NaTelinha - Você fica cornetando o off, agem, dizendo que o repórter está segurando o microfone igual um sorvete?
É chato isso, mas não tem jeito. Vejo alguns colegas e falo: 'o que a idade faz com as pessoas...'.
NaTelinha - Pro bem e pro mal, né?
Geralmente é pro mal. Olho gente que trabalhou comigo... Vou fazer 70 anos de jornalismo. Muita gente envelheceu sob meus olhos. Não vejo ninguém que tenha melhorado não.
NaTelinha - Verdade?
Verdade. Envelhecer é um horror. Se o Lula quisesse ganhar a eleição, ele proibia a velhice. E tem o problema da proximidade do fim, da finitude do ser humano. Eu brinco com isso. Inclusive com a morte.

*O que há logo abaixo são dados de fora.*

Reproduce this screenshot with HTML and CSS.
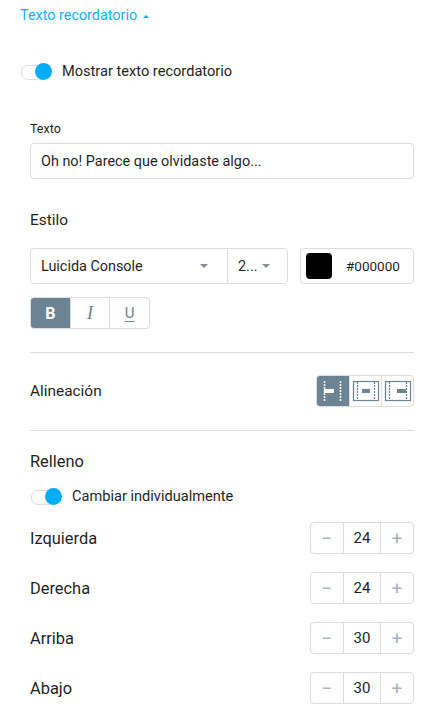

Não posso visitar três lugares em São Paulo: cemitério, jardim zoológico e hospício. Por quê? Não me deixam sair. Brinco pra ter alegria. A vida tem que ser usufruída. Por que eu não paro? Porque tenho prazer no que eu faço.
Atualmente, ganho pouco do YouTube. Estou pagando para fazer o jornal. Você acredita? Eu estou pagando.
NaTelinha - Eu acredito.
E pago com prazer. E gosto. Se eu parar, 'ear, vou pra praia...'. Eu enlouqueço e enlouqueço os circunstantes. Me empenho, chego animado. Só na segunda-feira que é um horror porque quase não tem notícia. Mas me dá muito prazer o que eu faço.
Nada mais gostoso que você trabalhar, ganhar a vida e trabalhar numa profissão que você gosta. E estou nessa profissão que eu gosto.
NaTelinha - Você acha que a televisão ainda é o grande veículo de comunicação de massa apesar de ser menos consumida?
A televisão mudou muito, mas ainda é... Ela disputa com a internet, está havendo uma convergência. O rádio está usando imagem também. Você tem o à televisão e os sites internacionais e acho difícil realizar, ter uma visão completa porque estamos no meio da transformação. Pra onde vai exatamente eu não sei. E não é só a televisão aberta. Os canais fechados, especializados, esportes, vão aparecendo coisas com a internet. São coisas novas. Se você me pergunta se a televisão é importante, sim. Grande parte da população brasileira não tem internet. E quem tem, nem sempre funciona bem.
É como a faca: serve pra cortar bolo de aniversário e para matar. Tem muita força ainda.
NaTelinha - Tem alguma maneira de evitar a fuga de público? O cara que vê o Jornal do Boris, está deixando de ver o Bom Dia Brasil.
Essa é a pergunta de 1 milhão de dólares e ninguém conseguiu resolver ainda. Existe uma tentativa de trazer o pessoal da internet pra televisão. Não está dando certo. Não tem experiência anterior. É como o que o Trump faz, não tem experiência anterior.
Com que experiência você vai se basear? Os diretores estão sendo chamados para resolver, tem um problema comercial. É a pergunta de 1 milhão de dólares. Se você tem alguma sugestão, podemos ganhar bastante dinheiro.
Acho que a poeira vai se assentar e as coisas vão acabar acontecendo. Na medida que você chega numa posição, o país já mudou. Tem coisas que a televisão tem sido usada, essas coisas dos jogos de azar...
A televisão está se curvando a esse tipo de jogo. Não gosto. É submeter um veículo como a televisão a um vício que só conduz a desgraça. Bilhões de reais sendo gasto pelas pessoas. Já tem muita coisa ruim.
NaTelinha - No futebol, dizem que sem as bets, quebraria, mas há cinco anos não tinha isso. Qual o caminho? Limitar ou proibir, como o cigarro?
Acho que tem que limitar. Pra manter a liberdade, para as pessoas poderem jogar. Não dá pra fiscalizar. Como saber o João que recebe do Bolsa Família vai jogar? Não existe possibilidade de controle. Você reduz o chamado. Os anúncios são muito bonitos. Mulheres bonitas, roupas, automóveis... O mundo não é assim.
Acho isso ruim. E cria também na juventude uma certa frustração. Sempre tem o conjunto de fatores, objetos, que podem ser alcançados, que trabalhando fica difícil ter uma Ferrari, avião... Mas você tem um sonho, que eu chamo de pesadelo, nessas ofertas desses jogos. As TVs também estão fazendo os sorteios. Conseguiram do Bolsonaro e fazem pra arrecadar um pouco mais. Eu não gosto.
Eu reduziria a publicidade como o álcool teve a sua publicidade reduzida e devia ser mais reduzida ainda.